Coming home last night with the fam from dinner, The Hollies‘ “The Air That I Breathe” came on. My wife commented that when she was younger she always thought it was Bowie. To which I replied that I always thought “Long Cool Woman in a White Dress” was CCR. Which got me thinking, how could this band make both of these songs which are 1) stylistically night and day and 2) both kinda rip-offs, if you ask me.
As some of you know, I’ve long been troubled by the critical acclaim The Byrds have received over the years relative to some of their contemporaries, some of whom I like better than The Byrds and others who have the sole advantage of not having included the annoying modern-day Roger McGuinn. It’s petty and pointless of me to harp on these feelings, but are not petty and pointless harping among the reasons we enter the Halls of Rock?

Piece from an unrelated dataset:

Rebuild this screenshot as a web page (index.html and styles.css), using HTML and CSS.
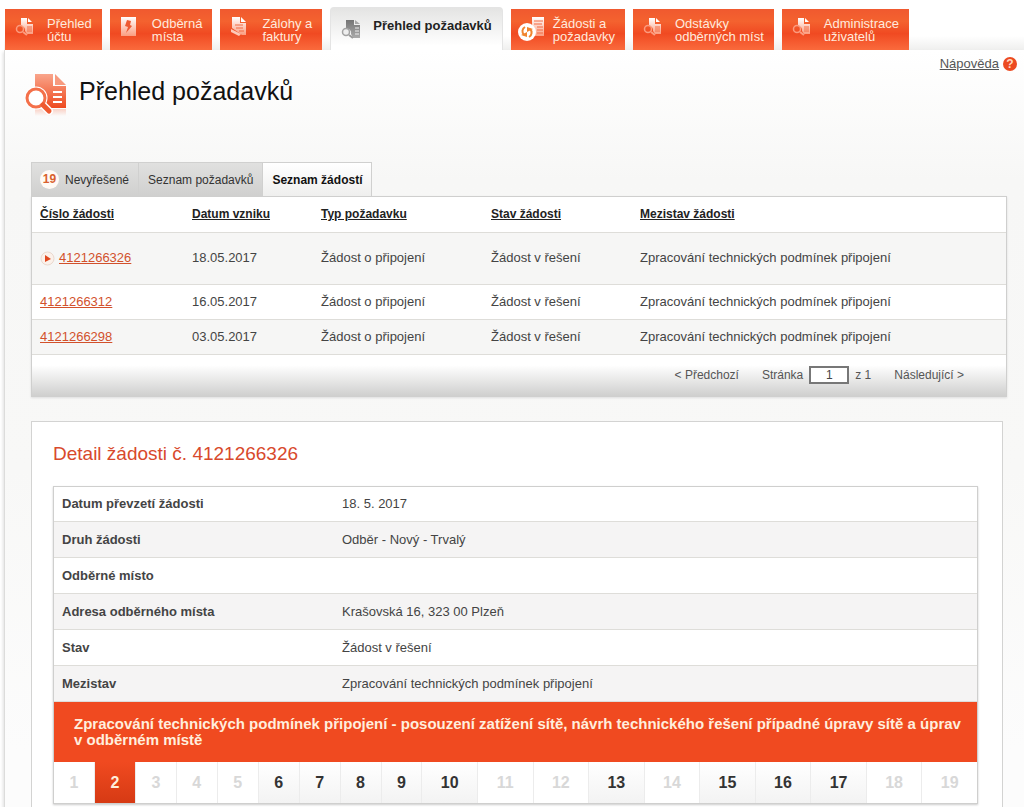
FILE: index.html
```
<!DOCTYPE html>
<html lang="cs">
<head>
<meta charset="utf-8">
<title>Přehled požadavků</title>
<link rel="stylesheet" href="styles.css">
</head>
<body>
<svg class="sprite" aria-hidden="true">
  <defs>
    <linearGradient id="fadeWhite" x1="0" y1="0" x2="0" y2="1">
      <stop offset="0" stop-color="#fff"/><stop offset="1" stop-color="#fb9d80"/>
    </linearGradient>
    <linearGradient id="fadeGrey" x1="0" y1="0" x2="0" y2="1">
      <stop offset="0" stop-color="#757575"/><stop offset="1" stop-color="#aaa"/>
    </linearGradient>
    <linearGradient id="fadeOrange" x1="0" y1="0" x2="0" y2="1">
      <stop offset="0" stop-color="#f9a58b"/><stop offset="1" stop-color="#ee4a1f"/>
    </linearGradient>
    <linearGradient id="reflection" x1="0" y1="0" x2="0" y2="1">
      <stop offset="0" stop-color="#f4704a" stop-opacity="0.300"/><stop offset="1" stop-color="#f4704a" stop-opacity="0"/>
    </linearGradient>
    <symbol id="doc-search" viewBox="0 0 20 20">
      <path fill="url(#fadeWhite)" d="M6 1h6v6h6v10h-6l-2-3a4 4 0 0 0-4-5z"/>
      <path fill="#fff" d="M13 1l4 4h-4z"/>
      <path stroke="#f26a42" stroke-width="1" d="M12 10h5M12 12h5M12 14h5"/>
      <circle cx="5" cy="12" r="3.500" fill="none" stroke="#fb9b7e" stroke-width="1.500"/>
      <path stroke="#fb9b7e" stroke-width="2" d="M8 15l4 3"/>
    </symbol>
    <symbol id="doc-search-grey" viewBox="0 0 20 20">
      <path fill="url(#fadeGrey)" d="M5 1h8v5h6v13h-7l-2-4a4 4 0 0 0-5-5z"/>
      <path fill="#a9a9a9" d="M14 1l5 4h-5z"/>
      <path stroke="#ededed" stroke-width="1" d="M14 9h4M14 12h4M14 15h4"/>
      <circle cx="5" cy="13" r="3.500" fill="#eee" stroke="#a3a3a3" stroke-width="1.500"/>
      <path stroke="#999" stroke-width="2" d="M8 16l4 3"/>
    </symbol>
  </defs>
</svg>

<nav class="main-nav" aria-label="Hlavní nabídka">
  <a class="nav-tab" href="#"><svg class="nav-icon" viewBox="0 0 20 20"><use href="#doc-search"/></svg><span>Přehled<br>účtu</span></a>
  <a class="nav-tab" href="#"><svg class="nav-icon" viewBox="0 0 20 20"><path fill="url(#fadeWhite)" d="M1 0h15v19H1z"/><path fill="#ee5a32" d="M7 3l4 1-1 4 2 1-6 7 2-6-3-1z"/></svg><span>Odběrná<br>místa</span></a>
  <a class="nav-tab" href="#"><svg class="nav-icon" viewBox="0 0 20 20"><path fill="url(#fadeWhite)" d="M2 0h8v6h6v12h-4L2 11z"/><path fill="#fff" d="M11 0l5 5h-5z"/><path fill="#fdc9b8" d="M1 12l10 5-2 2-8-4z"/><path stroke="#f26a42" d="M5 8h8M6 11h7M9 14h5"/></svg><span>Zálohy a<br>faktury</span></a>
  <a class="nav-tab nav-tab-active" href="#" aria-current="page"><svg class="nav-icon" viewBox="0 0 20 20"><use href="#doc-search-grey"/></svg><span>Přehled požadavků</span></a>
  <a class="nav-tab nav-tab-wide-icon" href="#"><svg class="nav-icon nav-icon-wide" viewBox="0 0 28 26"><path fill="url(#fadeWhite)" d="M15 0h12v19H15z"/><path stroke="#f26a42" d="M17 4h9M17 7h8M20 10h6M20 13h6M20 16h6"/><circle cx="10" cy="15" r="9" fill="#fff"/><path fill="none" stroke="#f0852f" stroke-width="2" d="M8 10a5 5 0 0 0-1 8M12 20a5 5 0 0 0 1-8"/><path fill="#f0852f" d="M4 18l6 2V15zM16 12l-6-2v5z"/></svg><span>Žádosti a<br>požadavky</span></a>
  <a class="nav-tab" href="#"><svg class="nav-icon" viewBox="0 0 20 20"><use href="#doc-search"/></svg><span>Odstávky<br>odběrných míst</span></a>
  <a class="nav-tab" href="#"><svg class="nav-icon" viewBox="0 0 20 20"><use href="#doc-search"/></svg><span>Administrace<br>uživatelů</span></a>
</nav>

<main class="page">
  <div class="help-row">
    <a class="help-link" href="#">Nápověda</a>
    <span class="help-badge" aria-hidden="true">?</span>
  </div>
  <header class="page-head">
    <svg class="page-icon" viewBox="0 0 44 44" aria-hidden="true">
      <path fill="url(#reflection)" d="M11 37h31v7H11z"/>
      <path fill="url(#fadeOrange)" d="M11 2h18v12h13v22H11z"/>
      <path fill="#f79a7e" d="M31 2l11 11H31z"/>
      <path stroke="#fff" stroke-width="2" d="M29 20h9M29 25h9M29 30h9"/>
      <circle cx="12" cy="26" r="9" fill="#fff" stroke="#fff" stroke-width="5"/>
      <path stroke="#fff" stroke-width="8" stroke-linecap="round" d="M19 33l6 6"/>
      <circle cx="12" cy="26" r="9" fill="#fff" stroke="#f4704a" stroke-width="3"/>
      <path stroke="#ee5a30" stroke-width="5" stroke-linecap="round" d="M19 33l6 6"/>
    </svg>
    <h1 class="page-title">Přehled požadavků</h1>
  </header>

  <section class="requests">
    <div class="tabs" role="tablist">
      <button class="tab" type="button" role="tab"><span class="count">19</span>Nevyřešené</button>
      <button class="tab" type="button" role="tab">Seznam požadavků</button>
      <button class="tab tab-active" type="button" role="tab" aria-selected="true">Seznam žádostí</button>
    </div>
    <div class="panel">
      <table class="list">
        <colgroup><col class="col-id"><col class="col-date"><col class="col-type"><col class="col-state"><col></colgroup>
        <thead>
          <tr><th><a href="#">Číslo žádosti</a></th><th><a href="#">Datum vzniku</a></th><th><a href="#">Typ požadavku</a></th><th><a href="#">Stav žádosti</a></th><th><a href="#">Mezistav žádosti</a></th></tr>
        </thead>
        <tbody>
          <tr class="row-selected"><td><svg class="marker" viewBox="0 0 15 15" aria-hidden="true"><circle cx="7.500" cy="7.500" r="6.500" fill="#fbf1ea" stroke="#ead9cf"/><path fill="#e0481f" d="M5 4l6 4-6 3z"/></svg><a class="id-link" href="#">4121266326</a></td><td>18.05.2017</td><td>Žádost o připojení</td><td>Žádost v řešení</td><td>Zpracování technických podmínek připojení</td></tr>
          <tr><td><a class="id-link" href="#">4121266312</a></td><td>16.05.2017</td><td>Žádost o připojení</td><td>Žádost v řešení</td><td>Zpracování technických podmínek připojení</td></tr>
          <tr><td><a class="id-link" href="#">4121266298</a></td><td>03.05.2017</td><td>Žádost o připojení</td><td>Žádost v řešení</td><td>Zpracování technických podmínek připojení</td></tr>
        </tbody>
      </table>
      <div class="pager">
        <a class="pager-link" href="#">&lt; Předchozí</a>
        <div class="pager-page"><label for="page-no">Stránka</label><input class="page-input" id="page-no" type="text" value="1"><span>z 1</span></div>
        <a class="pager-link" href="#">Následující &gt;</a>
      </div>
    </div>
  </section>

  <section class="detail">
    <h2 class="detail-title">Detail žádosti č. 4121266326</h2>
    <div class="detail-box">
      <table class="facts">
        <tbody>
          <tr><th scope="row">Datum převzetí žádosti</th><td>18. 5. 2017</td></tr>
          <tr><th scope="row">Druh žádosti</th><td>Odběr - Nový - Trvalý</td></tr>
          <tr><th scope="row">Odběrné místo</th><td></td></tr>
          <tr><th scope="row">Adresa odběrného místa</th><td>Krašovská 16, 323 00 Plzeň</td></tr>
          <tr><th scope="row">Stav</th><td>Žádost v řešení</td></tr>
          <tr><th scope="row">Mezistav</th><td>Zpracování technických podmínek připojení</td></tr>
        </tbody>
      </table>
      <p class="banner">Zpracování technických podmínek připojení - posouzení zatížení sítě, návrh technického řešení případné úpravy sítě a úprav v&nbsp;odběrném místě</p>
      <ol class="steps">
        <li class="step">1</li>
        <li class="step step-current" aria-current="step">2</li>
        <li class="step">3</li>
        <li class="step">4</li>
        <li class="step">5</li>
        <li class="step step-open">6</li>
        <li class="step step-open">7</li>
        <li class="step step-open">8</li>
        <li class="step step-open">9</li>
        <li class="step step-wide step-open">10</li>
        <li class="step step-wide">11</li>
        <li class="step step-wide">12</li>
        <li class="step step-wide step-open">13</li>
        <li class="step step-wide">14</li>
        <li class="step step-wide step-open">15</li>
        <li class="step step-wide step-open">16</li>
        <li class="step step-wide step-open">17</li>
        <li class="step step-wide">18</li>
        <li class="step step-wide">19</li>
      </ol>
    </div>
  </section>
</main>
</body>
</html>
```
FILE: styles.css
```
* { box-sizing: border-box; }
body {
  margin: 0;
  padding-left: 4px;
  background: #fff;
  color: #444;
  font: 13px/16px "Liberation Sans", Arial, sans-serif;
}
.sprite { position: absolute; width: 0; height: 0; }

.main-nav {
  display: flex;
  align-items: flex-end;
  gap: 8px;
  height: 50px;
  padding-left: 1px;
  background: linear-gradient(#fff 36px, #efefee);
}
.nav-tab {
  display: flex;
  align-items: flex-start;
  gap: 12px;
  height: 41px;
  padding: 8px 10px 0;
  background: linear-gradient(#f0592f, #f4622f 30%, #f04a22 60%, #fa6a3c);
  color: #ffeadd;
  line-height: 13px;
  text-decoration: none;
  white-space: nowrap;
}
.nav-icon { flex: none; width: 20px; height: 20px; }
.nav-tab-wide-icon { gap: 8px; padding-left: 6px; }
.nav-icon-wide { width: 28px; height: 26px; }
.nav-tab-active {
  height: 43px;
  padding-top: 11px;
  border: 1px solid #e4e4e4;
  border-bottom: 0;
  border-radius: 4px 4px 0 0;
  background: linear-gradient(#e4e4e3, #fff 90%);
  color: #222;
  font-weight: bold;
}

.page {
  padding: 6px 17px 4px 26px;
  border-left: 1px solid #dcdcdb;
  background: linear-gradient(#fff, #f7f7f6 130px, #f8f8f7 420px, #fcfcfc 700px);
  box-shadow: -1px 2px 3px #e0e0e0;
}
.help-row {
  display: flex;
  justify-content: flex-end;
  align-items: center;
  gap: 4px;
  margin-right: -10px;
}
.help-link { color: #555; }
.help-badge {
  width: 14px;
  height: 14px;
  border-radius: 50%;
  background: #ec4a20;
  color: #ffd9c0;
  font-size: 12px;
  font-weight: bold;
  line-height: 14px;
  text-align: center;
}
.page-head {
  display: flex;
  align-items: center;
  gap: 11px;
  margin: 0 0 46px -7px;
}
.page-icon { width: 44px; height: 44px; }
.page-title { margin: 0 0 6px; color: #111; font-size: 25px; font-weight: normal; line-height: 32px; }

.tabs { display: flex; }
.tab {
  display: flex;
  align-items: center;
  height: 34px;
  padding: 0 9px;
  border: 1px solid #d0d0cf;
  border-width: 1px 1px 0 0;
  background: linear-gradient(#e0e0df, #d0d0cf);
  color: #333;
  font: 12px/16px "Liberation Sans", Arial, sans-serif;
}
.tab:first-child { border-left-width: 1px; padding-left: 8px; }
.tab-active { background: linear-gradient(#fff, #efefee); color: #111; font-weight: bold; }
.count {
  width: 19px;
  height: 19px;
  margin-right: 6px;
  border-radius: 50%;
  background: #fffaf5;
  color: #d9612f;
  font-weight: bold;
  line-height: 19px;
  text-align: center;
}
.panel { border: 1px solid #cfcfce; background: #fff; box-shadow: 0 1px 2px #ddd; }
.list, .facts { width: 100%; border-collapse: collapse; table-layout: fixed; }
.list th, .list td { height: 35px; padding: 0 8px; border-bottom: 1px solid #deddd9; text-align: left; }
.list th { color: #222; font-size: 12px; }
.list th a { color: inherit; }
.col-id { width: 152px; }
.col-date { width: 129px; }
.col-type { width: 170px; }
.col-state { width: 149px; }
.list .row-selected td { height: 52px; }
.list tbody tr:nth-child(odd) { background: #f6f6f5; }
.marker { width: 15px; height: 15px; margin-right: 4px; vertical-align: middle; }
.id-link { color: #d2512c; }
.pager {
  display: flex;
  justify-content: flex-end;
  align-items: center;
  gap: 23px;
  height: 41px;
  padding-right: 42px;
  background: linear-gradient(#fff 25%, #cfcfce);
  color: #555;
  font-size: 12px;
}
.pager-link { color: inherit; text-decoration: none; }
.pager-page { display: flex; align-items: center; gap: 6px; }
.page-input {
  width: 40px;
  height: 18px;
  padding: 0;
  border: 2px solid #777;
  background: #fff;
  color: #444;
  font: 12px/14px "Liberation Sans", Arial, sans-serif;
  text-align: center;
}

.detail {
  margin: 24px 4px 0 0;
  padding: 20px 24px 4px 21px;
  border: 1px solid #d3d3d2;
  border-bottom: 0;
  background: #fff;
}
.detail-title { margin: 0 0 20px; color: #d8492c; font-size: 19px; font-weight: normal; line-height: 24px; }
.detail-box { border: 1px solid #cfcfce; box-shadow: 0 1px 2px #ccc; }
.facts th, .facts td { height: 36px; padding: 0 8px; border-bottom: 1px solid #deddd9; text-align: left; }
.facts tr:first-child th, .facts tr:first-child td { height: 35px; }
.facts th { width: 280px; }
.facts tr:nth-child(even) { background: #f5f4f4; }
.banner {
  margin: 0;
  padding: 14px 10px 14px 20px;
  background: #f04a20;
  color: #ffeedd;
  font-size: 15px;
  font-weight: bold;
  line-height: 16px;
}
.steps { display: flex; margin: 0; padding: 0; list-style: none; }
.step {
  flex: 41 1 0;
  height: 41px;
  border-right: 1px solid #ececec;
  color: #d8d8d8;
  font-size: 16px;
  font-weight: bold;
  line-height: 41px;
  text-align: center;
}
.step-wide { flex-grow: 56; }
.step:last-child { border-right: 0; }
.step-open { background: linear-gradient(#fff, #f3f3f3); color: #333; }
.step-current { background: linear-gradient(#f04a20, #d63a14); color: #ffeedd; }
```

The band I have felt has been most slighted by The Byrds’ inflated legacy is The Hollies. If I want to hear jangly guitars, lots of harmonies, and songs about wanting to hold hands with girls the singer is too shy to even say “Hello” to I want to hear The Hollies. The teenage-geek longing in their songs is moving, their beats are driving, and the abundance of harmonies never strikes me as saccharine. They don’t hit me with a bunch of second-hand hippie philosophy. Like The Easybeats, another one of my favorite second-tier ’60s bands, they were a pop band fully focused on the task of making pop records.
So, after years of harping on this issue, I’m just about ready to let it go. I’ve finally figured out why The Hollies never match the critical acclaim heaped upon The Byrds, that frequently lauded ’60s band I most often find least satisfying compared with the hype…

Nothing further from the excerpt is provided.